Corner of Canal and Mulberry, facing north-northwest. 05 November 2005

Old school building, 21 February 2002. This building houses the Museum of Chinese in the Americas, the Chinatown Manpower Project, Chen & Dancers dance company, and a senior citizen center.

The Museum documents the Asian American experience in America. The Chinatown Manpower Project provides vocational training, education, employment, and economic assistance programs.

14 March 2002. Chinese chess, Columbus Park. Everyone was crowded around, heatedly giving advice on which piece to move in an increasingly hopeless scenario.

Many senior citizens hang out at the park playing dominos, cards, and generally shooting the breeze.

Fish Market 28 October 2006

Fruit stands on the corner of Canal and Mulberry. 19 February 2002

A remnant of the past, a passageway which leads into a rear tenement, 79R Mulberry Street. see [FN 1] below for tenement law history.

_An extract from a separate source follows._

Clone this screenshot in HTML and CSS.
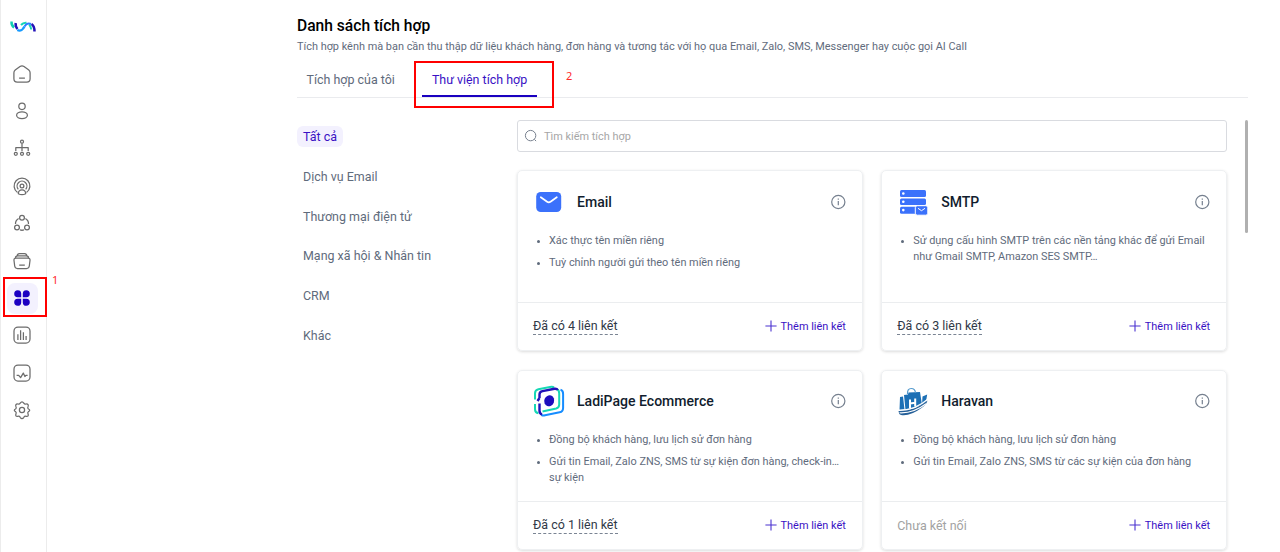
FILE: index.html
```html
<!DOCTYPE html>
<html lang="vi">
<head>
<meta charset="utf-8">
<title>Danh sách tích hợp</title>
<link rel="stylesheet" href="styles.css">
</head>
<body>
<svg class="defs" width="0" height="0">
  <symbol id="info" viewBox="0 0 16 16"><g fill="none" stroke="#76808f" stroke-width="1.2"><circle cx="8.300" cy="8" r="6.600"/><path d="M8.300 7v4.200M8.300 4.600v1.200"/></g></symbol>
  <symbol id="plus" viewBox="0 0 12 12"><path d="M6 .4v11.2M.4 6h11.2" stroke="#4a32d0" stroke-width="1.1" fill="none"/></symbol>
</svg>
<div class="app">
  <nav class="side">
    <a class="logo"><svg width="28" height="17" viewBox="0 0 28 17" fill="none" stroke-width="2"><path d="M2.500 3.500c-.2 2.500.6 4.500 2.600 6" stroke="#10cfb3" stroke-width="2.400"/><path d="M12 7c1.500-1.800 3.500-2.500 5.500-2.300M20.200 6.500c1.200 1.300 1.800 3 2 5" stroke="#15d5b6"/><path d="M8.300 12c3.200 1.500 5.700-.3 7.200-3.500" stroke="#169aff" stroke-width="2.300"/><path d="M15.500 8.500c1.700-2.700 4-3.600 6.500-2.500" stroke="#2b7cff"/><path d="M6.700 5c-.3 2.500.3 4.400 1.800 6M22.500 6c2.200 1.400 3 3.600 3 7.500" stroke="#2212b8" stroke-width="2.500"/></svg></a>
    <a class="item"><svg viewBox="0 0 20 20"><path d="M3.200 6.100 8 2.500q2-1.300 4 0l4.800 3.600q1.300 1 1.300 2.700v5.900q0 3.400-3.400 3.400H5.300q-3.400 0-3.400-3.400V8.800q0-1.700 1.300-2.700ZM7.100 14.200h5.800"/></svg></a>
    <a class="item"><svg viewBox="0 0 20 20"><circle cx="10" cy="5.300" r="3.200"/><ellipse cx="10" cy="14.200" rx="5.400" ry="3.400"/></svg></a>
    <a class="item"><svg viewBox="0 0 20 20"><circle cx="10" cy="3.700" r="1.500"/><path d="M10 5.200v8M3.800 13V9.700h12.400V13"/><circle cx="3.800" cy="15.800" r="1.500"/><circle cx="10" cy="15.800" r="1.500"/><circle cx="16.200" cy="15.800" r="1.500"/></svg></a>
    <a class="item"><svg viewBox="0 0 20 20"><path d="M5.500 16.500a7.900 7.900 0 1 1 9 0M6.300 13.300a4.900 4.900 0 1 1 7.400 0"/><circle cx="10" cy="9.900" r="1.900"/><path d="M6.300 17.700c.2-5.200 7.200-5.200 7.400 0-2 1-5.400 1-7.400 0Z"/></svg></a>
    <a class="item"><svg viewBox="0 0 20 20"><circle cx="10" cy="4.700" r="2.400"/><circle cx="5" cy="14.400" r="2.400"/><circle cx="15" cy="14.400" r="2.400"/><path d="M6.600 5.500Q3.300 7.500 3.500 11M13.400 5.500q3.300 2 3.100 5.500M8 16.900q2 .7 4 0"/></svg></a>
    <a class="item"><svg viewBox="0 0 20 20"><path d="M4.300 7h11.400q2.600 0 2.300 2.500l-.7 5.500q-.3 2.500-2.800 2.500h-9q-2.500 0-2.800-2.500L2 9.500Q1.700 7 4.300 7ZM3.300 6.900q.2-2.100 2.300-2.100h8.800q2.100 0 2.300 2.100M5.200 4.700q.2-2.100 2.200-2.100h5.200q2 0 2.200 2.100M7.200 14h5.600"/></svg></a>
    <a class="item active"><svg viewBox="0 0 20 20"><path d="M9.200 9.200H5.600a3.500 3.500 0 1 1 3.600-3.600ZM10.800 9.200V5.600a3.500 3.500 0 1 1 3.600 3.600ZM9.200 10.800v3.600a3.500 3.500 0 1 1-3.600-3.600ZM10.800 10.800h3.600a3.500 3.500 0 1 1-3.600 3.600Z"/></svg></a>
    <a class="item"><svg viewBox="0 0 20 20"><rect x="2" y="2" width="16" height="16" rx="4"/><path d="M5.900 9.200v5.700M8.600 5.200v9.700M11.400 7.300v7.600M14.100 11v3.900"/></svg></a>
    <a class="item"><svg viewBox="0 0 20 20"><rect x="2" y="2" width="16" height="16" rx="4"/><path d="m4.600 12.400 2.100-.1 1.900 2.300 2.700-4.500 1.600 3.400 1-1.200h1.700"/></svg></a>
    <a class="item"><svg viewBox="0 0 20 20"><circle cx="10" cy="10" r="2.600"/><path d="M8.200 3.200q1.800-2.700 3.600 0 .8 1.200 2.300.8 3-.2 1.900 2.800-.7 1.200.4 2.200 2.600 1 0 2.600-1.100 1-.4 2.200 1.100 3-1.900 2.500-1.500-.4-2.300 1-1.800 2.700-3.600 0-.8-1.400-2.300-1-3 .5-1.900-2.500.7-1.200-.4-2.200-2.600-1.600 0-2.600 1.100-1 .4-2.200-1.100-3 1.900-2.800 1.500.4 2.300-.8Z"/></svg></a>
  </nav>
  <main class="main">
    <h1 class="title">Danh sách tích hợp</h1>
    <p class="subtitle">Tích hợp kênh mà bạn cần thu thập dữ liệu khách hàng, đơn hàng và tương tác với họ qua Email, Zalo, SMS, Messenger hay cuộc gọi AI Call</p>
    <div class="tabs"><a class="tab">Tích hợp của tôi</a><a class="tab tab-on">Thư viện tích hợp</a></div>
    <div class="body">
      <ul class="cats">
        <li class="cat-on">Tất cả</li><li>Dịch vụ Email</li><li>Thương mại điện tử</li><li>Mạng xã hội &amp; Nhắn tin</li><li>CRM</li><li>Khác</li>
      </ul>
      <section class="library">
        <div class="search"><svg width="14" height="14" viewBox="0 0 14 14" fill="none" stroke="#77808e"><circle cx="6.600" cy="6.600" r="5.200"/><path d="m10.400 10.400 1.700 1.700"/></svg><span>Tìm kiếm tích hợp</span></div>
        <div class="grid">
          <article class="card">
            <header class="head"><svg class="brand" viewBox="0 0 32 32"><rect x="3.200" y="6" width="25" height="20" rx="4.500" fill="#3b71fb"/><path d="m7.800 11.200 6.300 4.500q1.700 1.200 3.400 0l6.300-4.500" fill="none" stroke="#fff" stroke-width="1.700" stroke-linecap="round"/></svg><h2>Email</h2><svg class="info"><use href="#info"/></svg></header>
            <ul class="points"><li>Xác thực tên miền riêng</li><li>Tuỳ chỉnh người gửi theo tên miền riêng</li></ul>
            <footer class="foot"><span class="linked">Đã có 4 liên kết</span><a class="add"><svg><use href="#plus"/></svg>Thêm liên kết</a></footer>
          </article>
          <article class="card">
            <header class="head"><svg class="brand" viewBox="0 0 32 32"><g fill="#3b71fb"><rect x="3" y="4" width="26" height="7" rx="1.500"/><rect x="3" y="12.500" width="26" height="6.500" rx="1.500"/><rect x="3" y="20.700" width="20" height="7" rx="1.500"/><rect x="18.300" y="19.700" width="12.500" height="9.500" rx="2" stroke="#fff"/></g><g fill="#fff"><circle cx="6.300" cy="7.500" r="1.300"/><circle cx="6.300" cy="15.800" r="1.300"/><circle cx="6.300" cy="24.100" r="1.300"/></g><path d="m21 22.300 3.500 2.400 3.500-2.400" fill="none" stroke="#fff"/></svg><h2>SMTP</h2><svg class="info"><use href="#info"/></svg></header>
            <ul class="points"><li>Sử dụng cấu hình SMTP trên các nền tảng khác để gửi Email<br>như Gmail SMTP, Amazon SES SMTP…</li></ul>
            <footer class="foot"><span class="linked">Đã có 3 liên kết</span><a class="add"><svg><use href="#plus"/></svg>Thêm liên kết</a></footer>
          </article>
          <article class="card">
            <header class="head"><svg class="brand" viewBox="0 0 32 32" fill="none" stroke-width="2"><path d="M27.500 4.800q2.700.7 2.600 4.200v14q0 3.600-3.500 4.300L12 30.300q-2 .4-3.500-.3" stroke="#168dff"/><path d="M2 14.500V8.200q0-3.200 3.400-4L17 1.900q3-.5 4 .8M2 19v5.200q0 3.500 3.400 4M9.500 26.500l13.700-3q3-.8 3-4V8.500q0-3.300-2-4.200" stroke="#16d8b5"/><path d="M6.500 13V9.500q0-2.800 3-3.400L21.500 3.800q2.500-.3 3.200 1.200M6.500 18.500v7.300q.2 3 2.500 3.700M6.500 13l-2 3" stroke="#2112b9" stroke-width="2.400"/><ellipse cx="16.200" cy="15.800" rx="4.900" ry="5.600" transform="rotate(20 16.200 15.800)" fill="#1d0dbd"/></svg><h2>LadiPage Ecommerce</h2><svg class="info"><use href="#info"/></svg></header>
            <ul class="points"><li>Đồng bộ khách hàng, lưu lịch sử đơn hàng</li><li>Gửi tin Email, Zalo ZNS, SMS từ sự kiện đơn hàng, check-in…<br>sự kiện</li></ul>
            <footer class="foot"><span class="linked">Đã có 1 liên kết</span><a class="add"><svg><use href="#plus"/></svg>Thêm liên kết</a></footer>
          </article>
          <article class="card">
            <header class="head"><svg class="brand" viewBox="0 0 32 32"><path d="m3 12 3-.5 1.500 13L2.500 25ZM25.500 11.500l4.700-2-1.200 7-4 3.500ZM7 10l4-.5.500-2 11.500-.5 2 13-16.500 5Z" fill="#1d70b5"/><path d="M10.500 9q-.3-5.500 3.700-5.500T18.500 8" fill="none" stroke="#559bce" stroke-width="1.200"/><path d="M13 14.500v8.500M18.200 13.500v8M13 18.600l5.200-.8" stroke="#fff" stroke-width="2"/><path d="M1.500 26q16 .5 29-10.500-1 4-6 7.500Q13 31.500 4 30q-2.500-1-2.500-4Z" fill="#245f98"/><path d="M2 25q16 .5 29-11M2.500 27.800q14 .7 26.500-9" fill="none" stroke="#fff" stroke-width="1.100"/></svg><h2>Haravan</h2><svg class="info"><use href="#info"/></svg></header>
            <ul class="points"><li>Đồng bộ khách hàng, lưu lịch sử đơn hàng</li><li>Gửi tin Email, Zalo ZNS, SMS từ các sự kiện của đơn hàng</li></ul>
            <footer class="foot"><span class="none">Chưa kết nối</span><a class="add"><svg><use href="#plus"/></svg>Thêm liên kết</a></footer>
          </article>
        </div>
      </section>
      <div class="scroll"></div>
    </div>
  </main>
  <div class="mark mark-1"></div><span class="num num-1">1</span>
  <div class="mark mark-2"></div><span class="num num-2">2</span>
</div>
</body>
</html>
```
FILE: styles.css
```css
* { box-sizing: border-box; margin: 0; padding: 0; }
body { font-family: Roboto, sans-serif; color: #5f6b7c; background: #fff; overflow: hidden; }
ul { list-style: none; }
.defs { position: absolute; }
.app { position: relative; display: flex; height: 552px; overflow: hidden; }

.side { width: 47px; flex: none; border: solid #ececec; border-width: 0 1px; display: flex; flex-direction: column; align-items: center; padding: 18px 3px 0 0; }
.logo { height: 37.2px; margin-left: 2px; }
.item { width: 31px; height: 31px; margin-bottom: 6.4px; flex: none; display: grid; place-items: center; border-radius: 8px; }
.logo + .item { margin-top: 3px; }
.item svg { width: 20px; height: 20px; fill: none; stroke: #6c6c6c; stroke-width: 1.25; stroke-linejoin: round; }
.active { background: #f3f1fe; }
.item.active svg { fill: #1c00c2; stroke: none; }

.main { flex: none; width: 1201px; padding: 15px 0 0 250px; }
.title { font-size: 15.6px; line-height: 22px; font-weight: 500; color: #000; }
.subtitle { font-size: 10.92px; line-height: 16px; margin-top: 2px; white-space: nowrap; }
.tabs { display: flex; gap: 18px; height: 43px; border-bottom: 1px solid #eaebee; }
.tab { height: 42px; padding: 14px 9.5px 0; font-size: 12.46px; line-height: 21px; white-space: nowrap; }
.tab-on { color: #3a12c4; border-bottom: 2px solid #1a00c0; }

.body { display: flex; margin-top: 22px; }
.cats { width: 220px; flex: none; padding-top: 6px; font-size: 12.46px; line-height: 21px; }
.cats li { width: fit-content; padding: 0 6px; border-radius: 6px; margin-bottom: 18.8px; }
.cat-on { background: #f3f1fe; color: #3a12c4; }
.library { width: 710px; flex: none; }
.search { height: 32px; border: 1px solid #d9dbe0; border-radius: 3px; display: flex; align-items: center; gap: 6px; padding-left: 6px; font-size: 10.92px; color: #a6a6a6; }
.scroll { width: 4px; height: 113px; background: #b0b0b0; border-radius: 2px; margin-left: 18px; }

.grid { display: grid; grid-template-columns: 1fr 1fr; gap: 19px 18.5px; margin-top: 18px; }
.card { height: 181px; border-radius: 5px; border: 1px solid #eef0f2; box-shadow: 0 1px 3px rgba(0,0,0,.14); display: flex; flex-direction: column; }
.card:nth-child(n+3) { height: 180px; }
.head { display: flex; align-items: center; height: 32px; margin: 15px 16px 0 15px; }
.card:nth-child(n+3) .head { margin-top: 14px; }
.brand { width: 32px; height: 32px; margin-right: 12px; }
.head h2 { font-size: 14.04px; font-weight: 500; color: #111d2e; flex: 1; }
.info { width: 16px; height: 16px; }
.points { flex: 1; padding: 15px 12px 0 31px; font-size: 10.92px; line-height: 15.8px; white-space: nowrap; }
.points li { position: relative; margin-bottom: 6px; }
.points li::before { content: ""; position: absolute; left: -12px; top: 7px; width: 3px; height: 3px; border-radius: 50%; background: #5f6b7c; }
.foot { height: 48px; flex: none; border-top: 1px solid #ebedef; display: flex; align-items: center; justify-content: space-between; padding: 0 16px 1px 15px; }
.linked, .none { font-size: 12.46px; line-height: 17px; color: #303947; }
.linked { border-bottom: 1px dashed #7a8493; }
.none { color: #a2a2a2; }
.add { display: flex; align-items: center; gap: 4px; font-size: 10.92px; color: #3a12c4; }
.add svg { width: 12px; height: 12px; }

.mark { position: absolute; border: 2px solid #f00; }
.mark-1 { left: 3px; top: 277px; width: 44px; height: 40px; }
.mark-2 { left: 414px; top: 61px; width: 140px; height: 47px; }
.num { position: absolute; font: 11px "Noto Sans", sans-serif; color: #ff2a2a; }
.num-1 { left: 52px; top: 272px; }
.num-2 { left: 566px; top: 68px; }
```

15 September 2007 The Feast of San Gennaro in Little Italy.

Footnote 1:
Tenement houses first sprung up around the early 1800s in answer to New York's housing shortage. They were cheap to build, and landlords often maximized profits by packing as many people they can into one. Living conditions, however, was extremely poor. Charitable organizations, and the press cited the rampant overcrowding, poor sanitation, and the lack of fresh air, sunlight, and heat circulating through buildings. Fire safety was also a huge concern.

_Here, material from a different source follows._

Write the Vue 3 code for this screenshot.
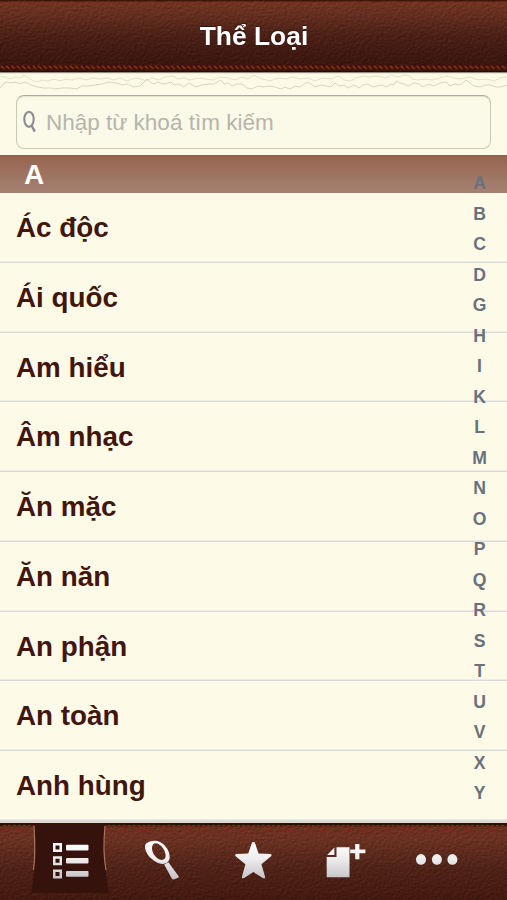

Even though a uniform building code was first adopted in 1867, which required a window in every sleeping room, as well as privies in every tenement, the laws were not fully enforced until 1901 when a new building code (the "Tenement House Act"), along with an enforcement agency behind it, went into effect. The new law virtually outlawed the construction of tenements by requiring all buildings -- both new and old -- to have interior flush toilets, a fire escape, and ventilation shafts for both air, and light. Forced to abide by the new laws, many landlords began adopting the "dumbbell" design type of tenement where there is a small narrow airshaft in the back of the building providing the legal window, air, and sunlight to all its residents.

In 1935, passage of the "Multiple dwelling act" not only improved fire safety, and ventilation in the building, but also required flush toilets in every apartment, not just a toilet per floor which was the case in many buildings. Buildings today are still classified according to whether or not it is an old law tenement (built before 1901), or new law (built after 1901), but regardless, they all must meet today's building codes.